Talking Comics with Tim: Mark Waid

Any regular readers of What Are You Reading? likely know how much I enjoy Mark Waid's writing. So when Waid made himself available for a brief email interview regarding BOOM!'s The Unknown: The Devil Made Flesh, the first issue of which goes on sale tomorrow, I jumped at the chance. As I found out in this interview, Waid and I share a love of research. My thanks to Waid for the interview, and please be sure to check out CBR's five-page preview of issue 1 here. As detailed at the preview: "Back by popular demand, Mark Waid brings another installment of the world’s greatest detective! With only six months to live, Catherine Allingham’s condition is terminal. But nothing will stop her from trying to solve even more mysteries. It’s international suspense and hair-raising macabre as time runs out for our detective."

Tim O'Shea: It was years ago and in a different corporate universe, but as a fan of your run on Ruse, I have to ask--is Catherine Allingham a creative descendant of Emma Bishop to some extent?

Mark Waid: Ha! Man, someday, I've really got to go into hypnotherapy and see if someone can help me remember which prototypical Sarcastic Genius became the template for my scientists and investigators.
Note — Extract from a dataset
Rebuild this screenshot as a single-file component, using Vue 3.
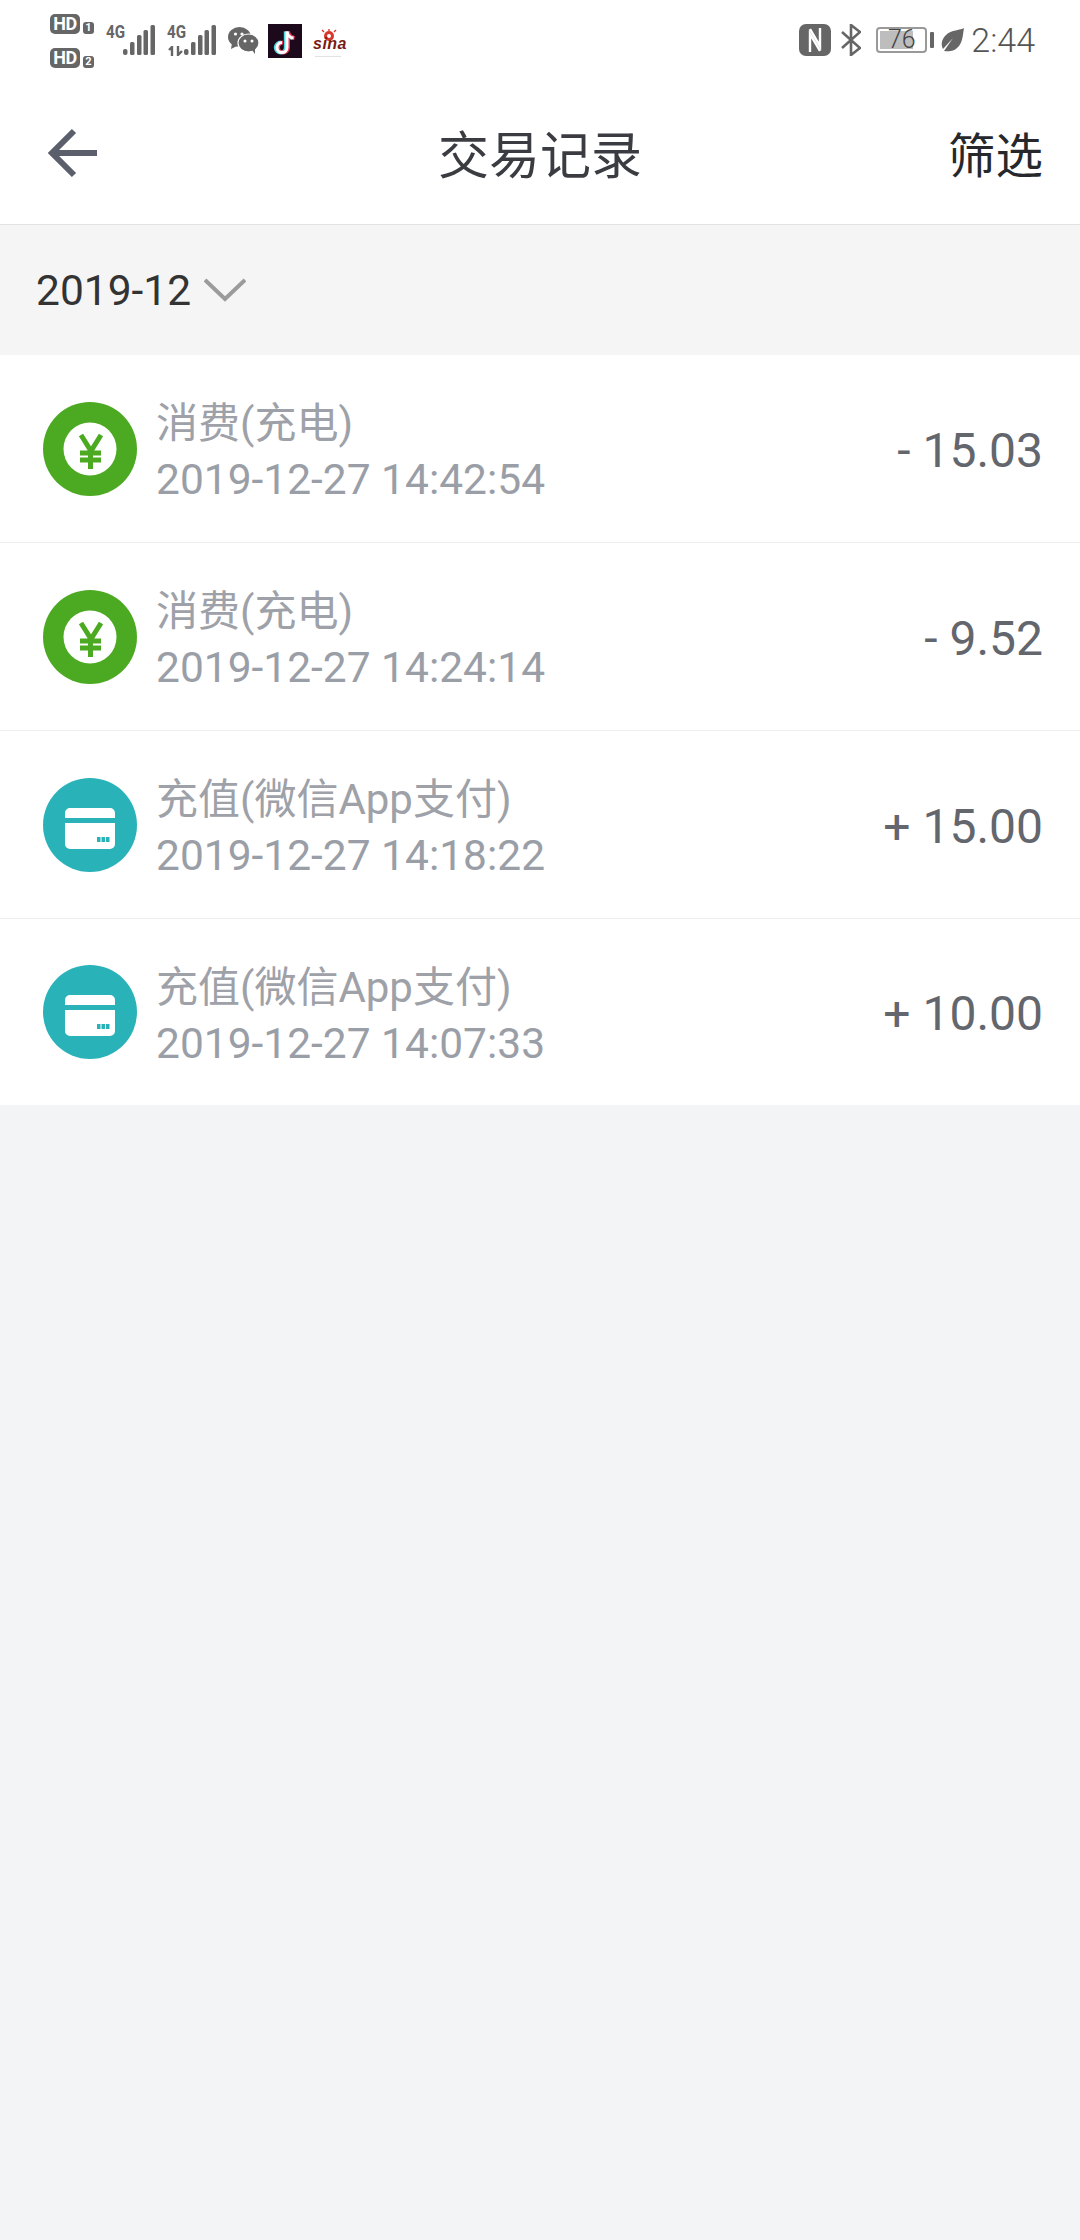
<script setup>
const records = [
  { id: 1, type: 'spend', title: '消费(充电)', time: '2019-12-27 14:42:54', amount: '- 15.03' },
  { id: 2, type: 'spend', title: '消费(充电)', time: '2019-12-27 14:24:14', amount: '- 9.52' },
  { id: 3, type: 'topup', title: '充值(微信App支付)', time: '2019-12-27 14:18:22', amount: '+ 15.00' },
  { id: 4, type: 'topup', title: '充值(微信App支付)', time: '2019-12-27 14:07:33', amount: '+ 10.00' }
]
</script>

<template>
  <div class="page">
    <div class="status">
      <div class="status-left">
        <div class="hd-col">
          <div class="hd-line"><span class="hd">HD</span><span class="sim">1</span></div>
          <div class="hd-line"><span class="hd">HD</span><span class="sim">2</span></div>
        </div>
        <div class="net">
          <span class="net-label">4G</span>
          <svg class="bars" width="32" height="30" viewBox="0 0 32 30" fill="#666">
            <rect x="0" y="24" width="4.500" height="6" rx="2" />
            <rect x="7" y="17" width="4.500" height="13" rx="1.500" />
            <rect x="14" y="10" width="4.500" height="20" rx="1.500" />
            <rect x="20.500" y="5" width="4.500" height="25" rx="1.500" />
            <rect x="27.500" y="0" width="4.500" height="30" rx="1.500" />
          </svg>
        </div>
        <div class="net net-two">
          <span class="net-label">4G</span>
          <svg class="updown" width="16" height="10" viewBox="0 0 16 10" fill="none" stroke="#666" stroke-width="2.400">
            <path d="M4 10V1L1 4M10 0v9l4-4" />
          </svg>
          <svg class="bars" width="32" height="30" viewBox="0 0 32 30" fill="#666">
            <rect x="0" y="24" width="4.500" height="6" rx="2" />
            <rect x="7" y="17" width="4.500" height="13" rx="1.500" />
            <rect x="14" y="10" width="4.500" height="20" rx="1.500" />
            <rect x="20.500" y="5" width="4.500" height="25" rx="1.500" />
            <rect x="27.500" y="0" width="4.500" height="30" rx="1.500" />
          </svg>
        </div>
        <svg class="wechat" width="31" height="27" viewBox="0 0 31 27">
          <ellipse cx="11.500" cy="10" rx="11.500" ry="10" fill="#666" />
          <path d="M4 16l-1 6 6-3z" fill="#666" />
          <ellipse cx="20.500" cy="16" rx="10.500" ry="9" fill="#666" stroke="#fff" stroke-width="1.200" />
          <path d="M24 23l3 4 0-6z" fill="#666" />
          <circle cx="7.500" cy="7" r="1.600" fill="#fff" />
          <circle cx="14" cy="7" r="1.600" fill="#fff" />
          <circle cx="17" cy="14" r="1.500" fill="#fff" />
          <circle cx="24" cy="14" r="1.500" fill="#fff" />
        </svg>
        <div class="tiktok">
          <svg width="34" height="34" viewBox="0 0 34 34" fill="none" stroke-width="4">
            <g stroke="#4fd8de" transform="translate(-1.200 .6)">
              <path d="M19 7v16a5 5 0 1 1-5-5" />
              <path d="M19 7c.5 4 3 6 6.500 6.500" />
            </g>
            <g stroke="#f0365c" transform="translate(1 .6)">
              <path d="M19 7v16a5 5 0 1 1-5-5" />
              <path d="M19 7c.5 4 3 6 6.500 6.500" />
            </g>
            <g stroke="#fff" stroke-width="3" transform="translate(0 .6)">
              <path d="M19 7v16a5 5 0 1 1-5-5" />
              <path d="M19 7c.5 4 3 6 6.500 6.500" />
            </g>
          </svg>
        </div>
        <div class="sina">
          <svg class="sina-eye" width="16" height="12" viewBox="0 0 16 12">
            <circle cx="8" cy="7" r="5" fill="#d8382c" />
            <circle cx="8" cy="7" r="2" fill="#fff" />
            <path d="M3 3L1 1M8 2V0M13 3l2-2" stroke="#d8382c" stroke-width="1.400" />
          </svg>
          <span class="sina-text">sina</span>
          <div class="sina-line"></div>
        </div>
      </div>
      <div class="status-right">
        <svg class="nfc" width="32" height="32" viewBox="0 0 32 32">
          <rect width="32" height="32" rx="7" fill="#666" />
          <path d="M11 28V10L21 27M21 4V22L11 5" stroke="#fff" stroke-width="2.400" fill="none" />
        </svg>
        <svg class="bt" width="20" height="32" viewBox="0 0 20 32" fill="none" stroke="#666" stroke-width="2.600">
          <path d="M1 8l18 16-9 7V1l9 7L1 24" />
        </svg>
        <div class="battery">
          <div class="battery-fill"></div>
          <span class="battery-num">76</span>
        </div>
        <div class="battery-nub"></div>
        <svg class="leaf" width="23" height="24" viewBox="0 0 23 24">
          <path d="M23 0C20 2 10 2 5 7c-5 5-5 10-3 14L12 10 3 23c5 1 11 0 15-5 4-5 4-13 5-18z" fill="#666" />
        </svg>
        <span class="clock">2:44</span>
      </div>
    </div>

    <header class="topbar">
      <svg class="back" width="50" height="50" viewBox="0 0 50 50" fill="none" stroke="#5b5f6b" stroke-width="6">
        <path d="M50 25H6" />
        <path d="M27 3L5 25l22 22" />
      </svg>
      <h1 class="title">交易记录</h1>
      <span class="filter">筛选</span>
    </header>

    <div class="month">
      <span class="month-text">2019-12</span>
      <svg width="42" height="24" viewBox="0 0 42 24" fill="none" stroke="#9b9b9b" stroke-width="4">
        <path d="M1 2l20 19L41 2" />
      </svg>
    </div>

    <ul class="list">
      <li v-for="r in records" :key="r.id" class="row">
        <svg v-if="r.type === 'spend'" class="icon" width="94" height="94" viewBox="0 0 94 94">
          <circle cx="47" cy="47" r="47" fill="#4caa22" />
          <circle cx="47" cy="47" r="26.500" fill="#fff" />
          <path d="M38 33l10 16 10-16M37 51h21M37 58h21M47.500 48v19" fill="none" stroke="#4caa22" stroke-width="5" />
        </svg>
        <svg v-else class="icon" width="94" height="94" viewBox="0 0 94 94">
          <circle cx="47" cy="47" r="47" fill="#29b3b9" />
          <path d="M22 35a5 5 0 0 1 5-5h40a5 5 0 0 1 5 5v5H22zM22 45h50v21a5 5 0 0 1-5 5H27a5 5 0 0 1-5-5z" fill="#fff" />
          <path d="M54 59h3.500v5H54zM58.500 59h3.500v5h-3.500zM63 59h3.500v5H63z" fill="#29b3b9" />
        </svg>
        <div class="info">
          <div class="info-title">{{ r.title }}</div>
          <div class="info-time">{{ r.time }}</div>
        </div>
        <div class="amount">{{ r.amount }}</div>
      </li>
    </ul>
  </div>
</template>

<style>
html, body {
  margin: 0;
  background: #f3f4f6;
}
</style>

<style scoped>
.page {
  height: 2240px;
  background: #f3f4f6;
  font-family: Roboto, "Noto Sans CJK SC", sans-serif;
  overflow: hidden;
}

.status {
  height: 80px;
  background: #fff;
  display: flex;
  justify-content: space-between;
  align-items: center;
  padding: 0 45px 0 50px;
  color: #666;
}

.status-left,
.status-right {
  display: flex;
  align-items: center;
}

.hd-col {
  display: flex;
  flex-direction: column;
  gap: 14px;
  margin-top: 2px;
}

.hd-line {
  display: flex;
  align-items: flex-end;
  gap: 3px;
}

.hd {
  width: 30px;
  height: 20px;
  background: #666;
  color: #fff;
  border-radius: 5px;
  font-size: 18px;
  font-weight: 700;
  line-height: 20px;
  text-align: center;
  letter-spacing: -0.5px;
}

.sim {
  width: 11px;
  height: 12px;
  background: #666;
  color: #fff;
  border-radius: 3px;
  font-size: 11px;
  font-weight: 700;
  line-height: 12px;
  text-align: center;
}

.net {
  position: relative;
  width: 49px;
  height: 30px;
  margin-left: 12px;
  display: flex;
  justify-content: flex-end;
}

.net-two {
  margin-left: 12px;
}

.net-label {
  position: absolute;
  left: 0;
  top: -2px;
  font-size: 19px;
  font-weight: 700;
  line-height: 18px;
  transform: scaleX(0.8);
  transform-origin: left;
}

.updown {
  position: absolute;
  left: 1px;
  top: 21px;
}

.wechat {
  margin-left: 12px;
}

.tiktok {
  width: 34px;
  height: 34px;
  background: #1c0a1c;
  margin-left: 9px;
  margin-top: 2px;
}

.tiktok svg {
  display: block;
}

.sina {
  position: relative;
  width: 32px;
  height: 28px;
  margin-left: 10px;
  margin-top: 6px;
}

.sina-eye {
  position: absolute;
  left: 9px;
  top: 0;
}

.sina-text {
  position: absolute;
  left: 1px;
  top: 6px;
  font-family: "Liberation Sans", sans-serif;
  font-size: 16px;
  font-weight: 700;
  font-style: italic;
  color: #7a1a14;
  letter-spacing: 0.5px;
}

.sina-line {
  position: absolute;
  left: 3px;
  right: 3px;
  bottom: 0;
  height: 1px;
  background: #e2e2e2;
}

.nfc {
  margin-top: -1px;
}

.bt {
  margin-left: 10px;
}

.battery {
  position: relative;
  width: 51px;
  height: 26px;
  margin-left: 15px;
  border: 2px solid #999;
  border-radius: 4px;
  box-sizing: border-box;
  padding: 2px;
}

.battery-fill {
  width: 76%;
  height: 100%;
  background: #bdbdbd;
}

.battery-num {
  position: absolute;
  left: 0;
  right: 0;
  top: -1px;
  text-align: center;
  font-size: 25px;
  font-weight: 300;
  line-height: 24px;
  color: #444;
}

.battery-nub {
  width: 4px;
  height: 16px;
  background: #666;
  border-radius: 1px;
  margin-left: 3px;
}

.leaf {
  margin-left: 7px;
}

.clock {
  margin-left: 7px;
  font-size: 34px;
  font-weight: 300;
  line-height: 40px;
  color: #555;
}

.topbar {
  position: relative;
  height: 144px;
  background: #fff;
  border-bottom: 1px solid #e2e2e2;
  display: flex;
  align-items: center;
  justify-content: space-between;
  padding: 0 37px 0 47px;
}

.back {
  margin-top: 2px;
}

.title {
  position: absolute;
  left: 0;
  right: 0;
  margin: 0;
  text-align: center;
  font-size: 51px;
  font-weight: 400;
  color: #3a3c42;
}

.filter {
  font-size: 47.500px;
  color: #26282c;
}

.month {
  height: 130px;
  background: #f5f5f5;
  display: flex;
  align-items: center;
  gap: 13px;
  padding-left: 36px;
}

.month-text {
  font-size: 42.500px;
  color: #333;
}

.list {
  list-style: none;
  margin: 0;
  padding: 0;
  background: #fff;
}

.row {
  height: 187px;
  border-bottom: 1px solid #eeeeee;
  display: flex;
  align-items: center;
  padding: 0 37px 0 43px;
}

.row:last-child {
  border-bottom: none;
  height: 186px;
}

.row:last-child .info {
  padding-top: 8px;
}

.icon {
  flex: none;
}

.info {
  margin-left: 19px;
  flex: 1;
  padding-top: 6px;
}

.info-title {
  font-size: 42px;
  line-height: 56px;
  color: #9ea1a8;
}

.info-time {
  font-size: 42.500px;
  line-height: 56px;
  color: #9a9ea6;
}

.amount {
  font-size: 48px;
  color: #63666d;
  padding-top: 3px;
}
</style>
Actually, Emma's more tender than Catherine. Catherine has no time for tenderness.

O'Shea: What was the appeal to mixing a spiritual quest with scientific exploration?

Waid: The appeal was in making an attempt to use science to answer (or at least approach) the great metaphysical mysteries. Detective fiction is full of excellent gumshoes who can tell you whodunnit. I wanted to get more into the impossible questions; a detective's only as interesting as the challenges she faces.

O'Shea: Early in the first Unknown miniseries, Catherine is shown reading Pierre Bayard's Sherlock Holmes Was Wrong: Reopening the Case of the Hound of the Baskervilles. Was that a throwaway bit on the creative team's part, or does this project find some inspiration in Bayard's book?

Waid: It had no specific bearing on the story; it was just perfect reading for Catherine. The fact that she enjoys a book like that tells you volumes about her and her level of arrogance.

O'Shea: On some level, do you consider Unknown to be a modern noir? What makes me ask is the great chase scene on the train in issue 2.

Waid: On some level, yes, but I think of it more as modern pulp. The original "Hollywood paragraph" was "Doc Savage as written by David Lynch." Less noir in the sequel, The Devil Made Flesh, in part because the settings are less exotic--though the mystery is more macabre.

O'Shea: In The Devil Made Flesh, are we going to learn more about James Doyle's tragic past, or are you saving that for another miniseries down the road?

Waid: We learn MUCH more about James Doyle's tragic past. Sadly, he does not. As will be evident.

O'Shea: In terms of developing Allingham's back story, how large a collection of untold solved cases have you developed--potentially to tap for "present day" story reference or maybe even a back-up feature at some point?

Waid: A ton. A bookfull. You could spend an entire workday just surfing the sites I've bookmarked, to say nothing of the actual books and magazine articles I've accumulated--but that's because I collect "impossible crimes" material anyway, have for years, and I've been busy making notes where I've inserted Catherine into these mysteries and come up with her solutions. I've got LOTS to draw upon.

O'Shea: Given your duties as an EIC for BOOM!, plus your freelance commitments at Marvel, I doubt the term "relaxing" is one that matches your work pace. That being said, given the miniseries nature of BOOM! properties, is it a bit less stressful not dealing with the worries of cancellation as much as if you were attempting a series of monthly ongoing BOOM! properties?

Waid: Good question. I suppose it's some comfort to know that nothing'll be yanked out from under me, though I've been pretty lucky in my career and haven't had a series cancelled out from under me since the Impact Comics days. Still, the pressure to deliver and deliver big is always there, regardless of who I'm working for or how long the commitment. So I'm not sure I understand this concept of "less stressful" of which you speak.

O'Shea: With the start of the new Unknown project, will you be looking to expand the supporting cast? What new international locales will you be taking the tales?

Waid: There are two important new additions to the cast--a woman named Adriana who shows up in issue one, and a strangely articulate assistant who debuts in issue two. I can't say anything more about either without revealing too much, but both are fascinating to write for.

O'Shea: In writing for artist Minck Oosterveer, what strengths of his skillset do you try to tap to best suit Unknown?

Waid: His storytelling is exemplary; he communicates setting and mood with little details in the art that keep me from having to over-write and use words where pictures would be better. Plus, the man can draw anything. That allows my imagination to run totally free without ever worrying that I'm overreaching. What a godsend, that guy.

O'Shea: What about the mystery genre do you enjoy most when writing in it?

Waid: The elaborate plotting. The jigsaw-puzzle nature of it. The challenge of dispensing information in a play-fair way that doesn't make the mysteries too transparent. The research. All of it. Seriously, all of it.